Verleden keert terug in gerestaureerde boerderij
Al hun vrije tijd steken Harry en Anneke Bootsma in het opknappen van hun achttiende-eeuwse kop-hals-rompboerderij in Sondel. Als ze niet aan het timmeren, graven of metselen zijn, struinen ze antiekbeurzen en rommelmarkten af om spullen te vinden die passen in de woning. Alles wat uit de periode rond 1780 komt, kopen ze. ,,Je komt het maar een keer tegen”.
Harry Bootsma houdt ervan oude dingen in de oorspronkelijke staat te herstellen. Op zijn autosloopbedrijf in Emmeloord werkt hij aan een oude Bentley en ’s zomers vaart hij op een gerestaureerde botter. ,,Ik ben uitgekeken op modern”. De familie Bootsma verhuisde eind jaren zeventig van Den Haag naar Emmeloord.

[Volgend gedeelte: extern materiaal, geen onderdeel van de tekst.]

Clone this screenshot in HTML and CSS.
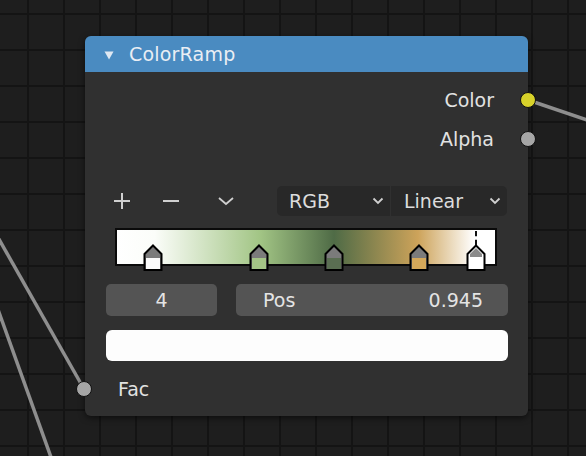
FILE: index.html
```html
<!DOCTYPE html>
<html>
<head>
<meta charset="utf-8">
<link rel="stylesheet" href="styles.css">
</head>
<body>
<div class="canvas">
  <svg class="wires" width="586" height="456" viewBox="0 0 586 456">
    <line x1="-4" y1="234" x2="84" y2="389" />
    <line x1="-4" y1="304" x2="52" y2="460" />
    <line x1="528" y1="100" x2="590" y2="121" />
  </svg>

  <div class="node">
    <div class="node-header">
      <svg class="collapse" width="10" height="9" viewBox="0 0 10 9"><path d="M0.5 0.5 H9.5 L5 8.5 Z" fill="#dfe8f2"/></svg>
      <span class="node-title">ColorRamp</span>
    </div>
    <div class="node-body">
      <div class="socket-row output">
        <span class="label">Color</span>
        <span class="socket yellow"></span>
      </div>
      <div class="socket-row output">
        <span class="label">Alpha</span>
        <span class="socket grey"></span>
      </div>

      <div class="toolbar">
        <div class="tool-icons">
          <svg width="20" height="20" viewBox="0 0 20 20"><path d="M10 2 V18 M2 10 H18" class="ico"/></svg>
          <svg width="20" height="20" viewBox="0 0 20 20"><path d="M2 10 H18" class="ico"/></svg>
          <svg class="chev-ico" width="20" height="20" viewBox="0 0 20 20"><path d="M3 7 L10 13 L17 7" class="ico thin"/></svg>
        </div>
        <div class="dropdowns">
          <div class="dropdown left">
            <span>RGB</span>
            <svg width="12" height="10" viewBox="0 0 12 10"><path d="M1.5 2.5 L6 7 L10.5 2.5" class="chev"/></svg>
          </div>
          <div class="dropdown right">
            <span>Linear</span>
            <svg width="12" height="10" viewBox="0 0 12 10"><path d="M1.5 2.5 L6 7 L10.5 2.5" class="chev"/></svg>
          </div>
        </div>
      </div>

      <div class="ramp-wrap">
        <div class="ramp"></div>
        <div class="marker" style="left: 10%">
          <svg width="22" height="28" viewBox="0 0 22 28"><path d="M11 1.5 L19.5 10 V26 H2.5 V10 Z" fill="#7b7b7b" stroke="#000" stroke-width="2"/><rect x="4" y="14" width="14" height="11" fill="#fbfbfb"/></svg>
        </div>
        <div class="marker" style="left: 37.8%">
          <svg width="22" height="28" viewBox="0 0 22 28"><path d="M11 1.5 L19.5 10 V26 H2.5 V10 Z" fill="#7b7b7b" stroke="#000" stroke-width="2"/><rect x="4" y="14" width="14" height="11" fill="#a4c486"/></svg>
        </div>
        <div class="marker" style="left: 57.4%">
          <svg width="22" height="28" viewBox="0 0 22 28"><path d="M11 1.5 L19.5 10 V26 H2.5 V10 Z" fill="#7b7b7b" stroke="#000" stroke-width="2"/><rect x="4" y="14" width="14" height="11" fill="#5a6e52"/></svg>
        </div>
        <div class="marker" style="left: 79.6%">
          <svg width="22" height="28" viewBox="0 0 22 28"><path d="M11 1.5 L19.5 10 V26 H2.5 V10 Z" fill="#7b7b7b" stroke="#000" stroke-width="2"/><rect x="4" y="14" width="14" height="11" fill="#d4a85a"/></svg>
        </div>
        <div class="marker selected" style="left: 94.5%">
          <svg width="22" height="28" viewBox="0 0 22 28"><path d="M11 1.5 L19.5 10 V26 H2.5 V10 Z" fill="#fff" stroke="#000" stroke-width="2"/><path d="M11 4 L17 10 V13 H5 V10 Z" fill="#8a8a8a"/><rect x="4" y="14" width="14" height="11" fill="#fff"/></svg>
        </div>
        <div class="marker-line" style="left: 94.5%"></div>
      </div>

      <div class="fields">
        <div class="field index">4</div>
        <div class="field pos"><span>Pos</span><span>0.945</span></div>
      </div>

      <div class="swatch"></div>

      <div class="socket-row input">
        <span class="socket grey"></span>
        <span class="label">Fac</span>
      </div>
    </div>
  </div>
</div>
</body>
</html>
```

FILE: styles.css
```css
* { box-sizing: border-box; }

html, body {
  margin: 0;
  padding: 0;
}

body {
  width: 586px;
  height: 456px;
  overflow: hidden;
  font-family: "DejaVu Sans", "Liberation Sans", sans-serif;
}

.canvas {
  position: relative;
  width: 586px;
  height: 456px;
  background-color: #1e1e1e;
  background-image:
    linear-gradient(to right, #141414 0, #141414 2px, transparent 2px),
    linear-gradient(to bottom, #141414 0, #141414 2px, transparent 2px);
  background-size: 36px 36px;
  background-position: 27px 13px;
}

.wires {
  position: absolute;
  left: 0;
  top: 0;
}

.wires line {
  stroke: #8e8e8e;
  stroke-width: 3.5;
}

.node {
  position: absolute;
  left: 85px;
  top: 36px;
  width: 443px;
  height: 380px;
  background: #303030;
  border-radius: 6px;
  box-shadow: 0 2px 6px rgba(0, 0, 0, 0.55);
}

.node-header {
  height: 36px;
  background: #4a8bc1;
  border-radius: 6px 6px 0 0;
  display: flex;
  align-items: center;
  padding-left: 19px;
  gap: 15px;
}

.collapse {
  margin-top: 2px;
}

.node-title {
  color: #e9eef4;
  font-size: 19px;
  letter-spacing: 0.2px;
}

.node-body {
  padding: 8px 0 0 0;
  display: flex;
  flex-direction: column;
}

.socket-row {
  position: relative;
  height: 39px;
  display: flex;
  align-items: center;
  color: #e2e2e2;
  font-size: 19px;
}

.socket-row.output {
  justify-content: flex-end;
  padding-right: 34px;
}

.socket-row.input {
  margin-top: 8px;
  padding-left: 33px;
}

.socket {
  position: absolute;
  width: 16px;
  height: 16px;
  border-radius: 50%;
  border: 1.5px solid #111;
  top: 50%;
  margin-top: -8px;
}

.socket-row.output .socket { right: -8px; }
.socket-row.input .socket { left: -9px; }

.socket.yellow { background: #d8d22a; }
.socket.grey { background: #a6a6a6; }

.toolbar {
  margin-top: 28px;
  height: 30px;
  display: flex;
  align-items: center;
  padding: 0 21px 0 27px;
}

.tool-icons {
  display: flex;
  gap: 29px;
  flex: 1;
}

.chev-ico {
  margin-left: 6px;
}

.ico {
  fill: none;
  stroke: #d0d0d0;
  stroke-width: 2;
}

.ico.thin { stroke-width: 1.8; }

.dropdowns {
  display: flex;
  gap: 1px;
  width: 230px;
  height: 30px;
}

.dropdown {
  background: #282828;
  display: flex;
  align-items: center;
  justify-content: space-between;
  color: #dcdcdc;
  font-size: 19px;
  padding: 0 6px 0 12px;
}

.dropdown.left {
  width: 113px;
  border-radius: 5px 0 0 5px;
}

.dropdown.right {
  width: 116px;
  border-radius: 0 5px 5px 0;
  padding-left: 13px;
}

.chev {
  fill: none;
  stroke: #d0d0d0;
  stroke-width: 1.8;
}

.ramp-wrap {
  position: relative;
  margin: 12px 31px 0 30px;
  height: 38px;
}

.ramp {
  height: 38px;
  border: 2px solid #0a0a0a;
  background: linear-gradient(to right,
    #ffffff 0%,
    #fbfdf9 10%,
    #a2c585 37.8%,
    #4f6b46 57.4%,
    #cda35a 79.6%,
    #ffffff 94.5%,
    #ffffff 100%);
}

.marker {
  position: absolute;
  top: 16px;
  width: 22px;
  height: 28px;
  margin-left: -11px;
}

.marker svg { display: block; }

.marker-line {
  position: absolute;
  top: 3px;
  height: 14px;
  width: 0;
  border-left: 2px dashed #111;
  margin-left: -1px;
}

.fields {
  margin-top: 18px;
  padding: 0 20px 0 21px;
  display: flex;
  gap: 19px;
  height: 32px;
}

.field {
  background: #545454;
  border-radius: 5px;
  color: #e4e4e4;
  font-size: 19px;
  display: flex;
  align-items: center;
}

.field.index {
  width: 111px;
  justify-content: center;
}

.field.pos {
  flex: 1;
  justify-content: space-between;
  padding: 0 25px 0 27px;
}

.swatch {
  margin: 14px 20px 0 21px;
  height: 31px;
  background: #fdfdfd;
  border-radius: 6px;
}
```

Voor die tijd was Friesland al haar vakantiebestemming. ,,Het is hier ook mooi als het regent”, zo verklaard Bootsma zijn liefde voor de provincie. Zeventien jaar geleden viel zijn oog voor het eerst op de boerderij in Sondel. ,,Er woonde een oudere vrouw. We wilden er altijd al eens aanbellen, om te vragen of het huis te koop was”. Toch kwam het er steeds niet van. Tot 1994.
,,We kochten een Leeuwarder Courant en zagen dat de boerderij te koop stond.”
Op een kijkdag ontdekte hij dat de vorige eigenaar weinig tot niets aan de boerderij had verbouwd. Boer Bruinsma die in 1940 stierf, liet het pand na aan zijn knecht Wiebe de Vries. Van diens nazaten kocht Bootsma de boerderij. Vorig jaar trokken hij en zijn vrouw erin. Toen waren ze al vier jaar bezig met het ‘terugrestaureren’. ,,Dat is niet gewoon restaureren, maar terugbrengen in de oude staat.” Voor zover bekend dateert het woongedeelte van de boerderij uit 1780. ,,Maar mogelijk is hij ouder.” Rondom de deel liggen oude klinkerpaden, waarin scherven en weefklosjes zijn gevonden. ,,Die komen uit de vijftiende en zestiende eeuw”.
Ook de manier waarop de eiken stammen zijn gebruikt voor de bouw van de deel, zou wijzen op een hogere leeftijd.
De opknapbeurt begon met het weghalen van planken vloeren. ,,Daaronder vond ik heel mooie dingen, zoals een karnpad, vloeren met estriken en putten”. In die putten zaten nog meer scherven en zelfs complete potten. Van achter het behang kwamen tegelplateaus tevoorschijn. Van lieverlee werd Bootsma steeds fanatieker. In de keuken verving hij de zes-vlakramen door meer passende kleine ruitjes. ,,Maar toen moest ik ook op zoek naar oud glas”. In de opkamer in de kop van de boerderij heeft hij ook de ruiten vervangen.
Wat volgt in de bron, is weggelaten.